§ **Records supplied**:

+ + +

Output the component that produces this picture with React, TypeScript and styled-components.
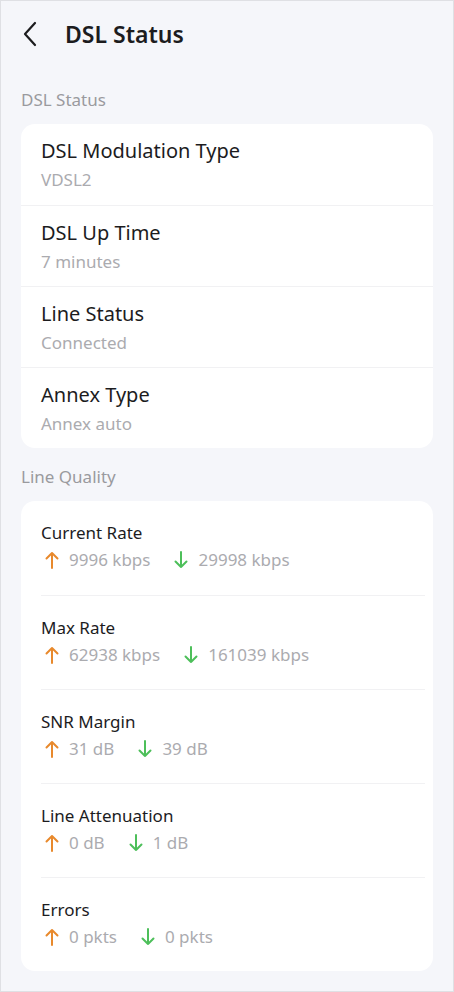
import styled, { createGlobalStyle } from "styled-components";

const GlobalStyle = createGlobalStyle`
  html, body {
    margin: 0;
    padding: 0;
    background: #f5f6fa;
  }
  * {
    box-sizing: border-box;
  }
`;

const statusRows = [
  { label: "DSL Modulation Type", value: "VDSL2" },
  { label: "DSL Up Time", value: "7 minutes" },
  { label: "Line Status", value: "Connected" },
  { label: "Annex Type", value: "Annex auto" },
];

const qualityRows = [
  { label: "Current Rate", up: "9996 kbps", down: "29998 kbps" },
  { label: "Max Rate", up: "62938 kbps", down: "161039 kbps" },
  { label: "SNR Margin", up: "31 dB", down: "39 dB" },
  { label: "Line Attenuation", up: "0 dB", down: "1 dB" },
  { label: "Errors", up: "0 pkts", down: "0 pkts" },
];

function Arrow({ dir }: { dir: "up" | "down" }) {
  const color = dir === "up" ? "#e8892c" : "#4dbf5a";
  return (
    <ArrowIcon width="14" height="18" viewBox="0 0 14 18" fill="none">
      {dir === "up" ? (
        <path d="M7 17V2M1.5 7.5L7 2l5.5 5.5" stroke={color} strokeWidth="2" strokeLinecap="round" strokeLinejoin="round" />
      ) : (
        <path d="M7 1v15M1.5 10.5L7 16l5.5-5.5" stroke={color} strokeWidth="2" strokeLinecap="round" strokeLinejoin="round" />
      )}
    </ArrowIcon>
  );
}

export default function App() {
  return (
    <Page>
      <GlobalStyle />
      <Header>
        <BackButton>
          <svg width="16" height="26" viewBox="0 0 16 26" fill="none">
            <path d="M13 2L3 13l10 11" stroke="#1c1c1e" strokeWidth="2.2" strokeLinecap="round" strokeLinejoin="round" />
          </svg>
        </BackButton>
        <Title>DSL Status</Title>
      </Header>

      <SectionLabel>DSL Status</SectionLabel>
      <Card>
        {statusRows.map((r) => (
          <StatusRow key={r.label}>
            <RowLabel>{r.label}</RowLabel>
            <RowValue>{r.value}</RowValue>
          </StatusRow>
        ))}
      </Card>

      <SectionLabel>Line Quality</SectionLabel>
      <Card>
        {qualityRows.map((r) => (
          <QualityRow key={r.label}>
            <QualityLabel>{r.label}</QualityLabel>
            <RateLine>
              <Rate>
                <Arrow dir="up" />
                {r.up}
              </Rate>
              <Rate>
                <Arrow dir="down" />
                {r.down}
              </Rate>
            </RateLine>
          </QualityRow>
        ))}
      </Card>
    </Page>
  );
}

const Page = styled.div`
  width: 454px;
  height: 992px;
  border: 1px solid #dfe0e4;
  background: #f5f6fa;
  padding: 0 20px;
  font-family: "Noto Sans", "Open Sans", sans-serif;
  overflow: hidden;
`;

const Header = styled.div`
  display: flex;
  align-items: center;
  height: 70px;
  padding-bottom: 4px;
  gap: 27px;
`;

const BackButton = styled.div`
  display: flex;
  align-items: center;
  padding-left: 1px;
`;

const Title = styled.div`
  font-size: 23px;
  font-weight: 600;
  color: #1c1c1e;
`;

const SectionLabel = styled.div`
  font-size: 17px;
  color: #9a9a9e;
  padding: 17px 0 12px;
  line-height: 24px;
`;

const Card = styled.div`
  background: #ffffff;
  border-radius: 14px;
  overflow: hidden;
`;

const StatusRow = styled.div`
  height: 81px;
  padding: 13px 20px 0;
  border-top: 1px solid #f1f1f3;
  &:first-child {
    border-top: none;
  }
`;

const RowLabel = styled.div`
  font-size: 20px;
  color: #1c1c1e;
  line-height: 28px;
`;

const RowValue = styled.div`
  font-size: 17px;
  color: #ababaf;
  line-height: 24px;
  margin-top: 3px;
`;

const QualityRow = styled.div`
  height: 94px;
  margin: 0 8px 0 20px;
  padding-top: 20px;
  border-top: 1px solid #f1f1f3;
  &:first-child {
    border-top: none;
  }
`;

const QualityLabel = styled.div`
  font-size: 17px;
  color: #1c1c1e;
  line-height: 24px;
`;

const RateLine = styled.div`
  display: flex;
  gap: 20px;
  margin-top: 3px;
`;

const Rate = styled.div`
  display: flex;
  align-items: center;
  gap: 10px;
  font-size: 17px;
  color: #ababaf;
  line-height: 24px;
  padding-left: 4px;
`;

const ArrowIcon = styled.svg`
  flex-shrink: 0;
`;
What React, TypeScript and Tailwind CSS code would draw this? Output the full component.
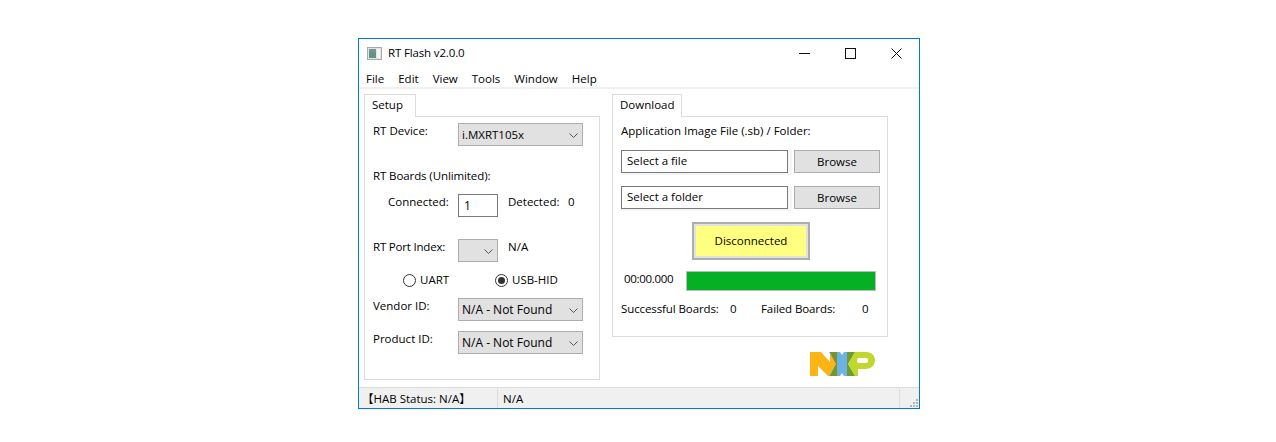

+ + +

§ **The task**: Leave the images out and output the remaining material exactly as it stands.

§ **Reply**:
Output the component that produces this picture with React, TypeScript and styled-components.
import styled, { createGlobalStyle } from "styled-components";

const GlobalStyle = createGlobalStyle`
  html, body {
    margin: 0;
    padding: 0;
    background: #f5f6fa;
  }
  * {
    box-sizing: border-box;
  }
`;

const statusRows = [
  { label: "DSL Modulation Type", value: "VDSL2" },
  { label: "DSL Up Time", value: "7 minutes" },
  { label: "Line Status", value: "Connected" },
  { label: "Annex Type", value: "Annex auto" },
];

const qualityRows = [
  { label: "Current Rate", up: "9996 kbps", down: "29998 kbps" },
  { label: "Max Rate", up: "62938 kbps", down: "161039 kbps" },
  { label: "SNR Margin", up: "31 dB", down: "39 dB" },
  { label: "Line Attenuation", up: "0 dB", down: "1 dB" },
  { label: "Errors", up: "0 pkts", down: "0 pkts" },
];

function Arrow({ dir }: { dir: "up" | "down" }) {
  const color = dir === "up" ? "#e8892c" : "#4dbf5a";
  return (
    <ArrowIcon width="14" height="18" viewBox="0 0 14 18" fill="none">
      {dir === "up" ? (
        <path d="M7 17V2M1.5 7.5L7 2l5.5 5.5" stroke={color} strokeWidth="2" strokeLinecap="round" strokeLinejoin="round" />
      ) : (
        <path d="M7 1v15M1.5 10.5L7 16l5.5-5.5" stroke={color} strokeWidth="2" strokeLinecap="round" strokeLinejoin="round" />
      )}
    </ArrowIcon>
  );
}

export default function App() {
  return (
    <Page>
      <GlobalStyle />
      <Header>
        <BackButton>
          <svg width="16" height="26" viewBox="0 0 16 26" fill="none">
            <path d="M13 2L3 13l10 11" stroke="#1c1c1e" strokeWidth="2.2" strokeLinecap="round" strokeLinejoin="round" />
          </svg>
        </BackButton>
        <Title>DSL Status</Title>
      </Header>

      <SectionLabel>DSL Status</SectionLabel>
      <Card>
        {statusRows.map((r) => (
          <StatusRow key={r.label}>
            <RowLabel>{r.label}</RowLabel>
            <RowValue>{r.value}</RowValue>
          </StatusRow>
        ))}
      </Card>

      <SectionLabel>Line Quality</SectionLabel>
      <Card>
        {qualityRows.map((r) => (
          <QualityRow key={r.label}>
            <QualityLabel>{r.label}</QualityLabel>
            <RateLine>
              <Rate>
                <Arrow dir="up" />
                {r.up}
              </Rate>
              <Rate>
                <Arrow dir="down" />
                {r.down}
              </Rate>
            </RateLine>
          </QualityRow>
        ))}
      </Card>
    </Page>
  );
}

const Page = styled.div`
  width: 454px;
  height: 992px;
  border: 1px solid #dfe0e4;
  background: #f5f6fa;
  padding: 0 20px;
  font-family: "Noto Sans", "Open Sans", sans-serif;
  overflow: hidden;
`;

const Header = styled.div`
  display: flex;
  align-items: center;
  height: 70px;
  padding-bottom: 4px;
  gap: 27px;
`;

const BackButton = styled.div`
  display: flex;
  align-items: center;
  padding-left: 1px;
`;

const Title = styled.div`
  font-size: 23px;
  font-weight: 600;
  color: #1c1c1e;
`;

const SectionLabel = styled.div`
  font-size: 17px;
  color: #9a9a9e;
  padding: 17px 0 12px;
  line-height: 24px;
`;

const Card = styled.div`
  background: #ffffff;
  border-radius: 14px;
  overflow: hidden;
`;

const StatusRow = styled.div`
  height: 81px;
  padding: 13px 20px 0;
  border-top: 1px solid #f1f1f3;
  &:first-child {
    border-top: none;
  }
`;

const RowLabel = styled.div`
  font-size: 20px;
  color: #1c1c1e;
  line-height: 28px;
`;

const RowValue = styled.div`
  font-size: 17px;
  color: #ababaf;
  line-height: 24px;
  margin-top: 3px;
`;

const QualityRow = styled.div`
  height: 94px;
  margin: 0 8px 0 20px;
  padding-top: 20px;
  border-top: 1px solid #f1f1f3;
  &:first-child {
    border-top: none;
  }
`;

const QualityLabel = styled.div`
  font-size: 17px;
  color: #1c1c1e;
  line-height: 24px;
`;

const RateLine = styled.div`
  display: flex;
  gap: 20px;
  margin-top: 3px;
`;

const Rate = styled.div`
  display: flex;
  align-items: center;
  gap: 10px;
  font-size: 17px;
  color: #ababaf;
  line-height: 24px;
  padding-left: 4px;
`;

const ArrowIcon = styled.svg`
  flex-shrink: 0;
`;
What React, TypeScript and Tailwind CSS code would draw this? Output the full component.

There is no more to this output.